Een aantal klasgenoten bezocht regelmatig café De Paddock op het Amorsplein, ook Leo. Ikzelf kwam er zelden maar des te vaker in de Tribunal aan het begin van de Tongersestraat. Meestal sloot ik daar een uitgaansavond in sociëteit Kombi af met nog een paar biertjes. En tot slot een frietje van Rika. Ik heb erover geschreven in de biografie van mijn Tante Annie.
Waar ik nog een levendige herinnering aan heb, is dat mijn examenjaar het schooljaar was, waarin in de brugklas voor het eerst meisjes toegelaten werden en ik herinner me ook de eerste vrouwelijke leerkracht. Ze was héél vrouwelijk met kleurige jurken, lang haar, gestifte lippen en uitbundige sieraden. Volgens mij was ze lerares Nederlands.
Pas op de Sportacademie ben ik activistisch geworden, zeer zelfs. Voor mijn gevoel kwam ik toen helemaal ‘uit de verf’. En zeker ook sociaal, relatiegericht. Een fantastische tijd van ontwikkeling en relatievorming. En mijn Sportacademierelaties zijn veel hechter gebleken dan mijn gymnasiumcontacten. Aan de Sportacademie heb ik zeker vijftien echte vrienden en vriendinnen overgehouden; aan het gymnasium… nul. Eigenlijk jammer.

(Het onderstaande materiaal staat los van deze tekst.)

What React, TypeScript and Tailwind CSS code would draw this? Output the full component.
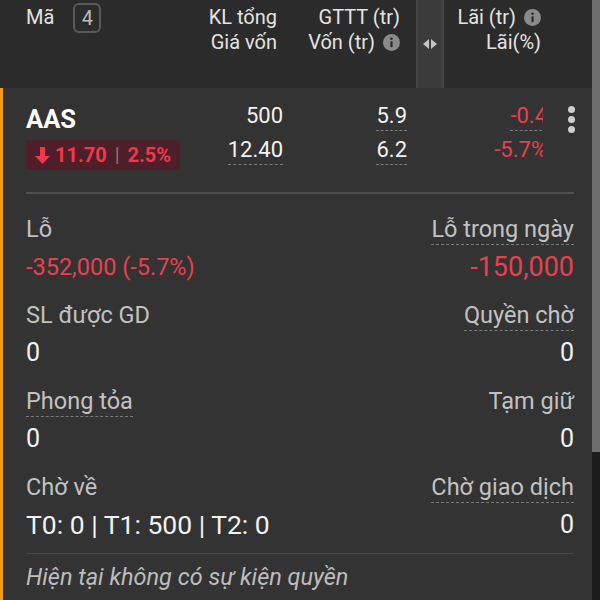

Alleen de besten zijn goed genoeg
Een van mijn ‘stokpaardjes’ is het immense verschil dat de spaarzame ‘goede leraren’ maakten ten opzichte van de vele ‘slechte leraren’ die mijn klasgenoten en ik gehad hebben. Waren alle Veldekeleraren maar geweest zoals mijnheer Beuken, Schure, Cornips, Wijnen, Leunissen. Dan had ik niet alleen veel meer geleerd tijdens maar vooral ook veel meer genoten van de op zich geweldige gymnasiumtijd. Veel andere leraren waren – althans in mijn beoordeling – immers middelmatig tot slecht.
Het is onbegrijpelijk dat we het in Nederland kennelijk goed vinden dat steeds weer nieuwe cohorten leerlingen/studenten het slachtoffer zijn van de rechtspositie van evident slechte leraren. Terwijl er uitstekende oplossingen zijn om onzorgvuldigheid in dezen te vermijden.
En uiteraard moet onderwijs voor elke samenleving en dus elke regering topprioriteit zijn. Alleen de besten zijn goed genoeg. En die besten moeten we riant honoreren. Zij helpen immers jonge mensen, onze hoop voor de toekomst, ontwikkelen.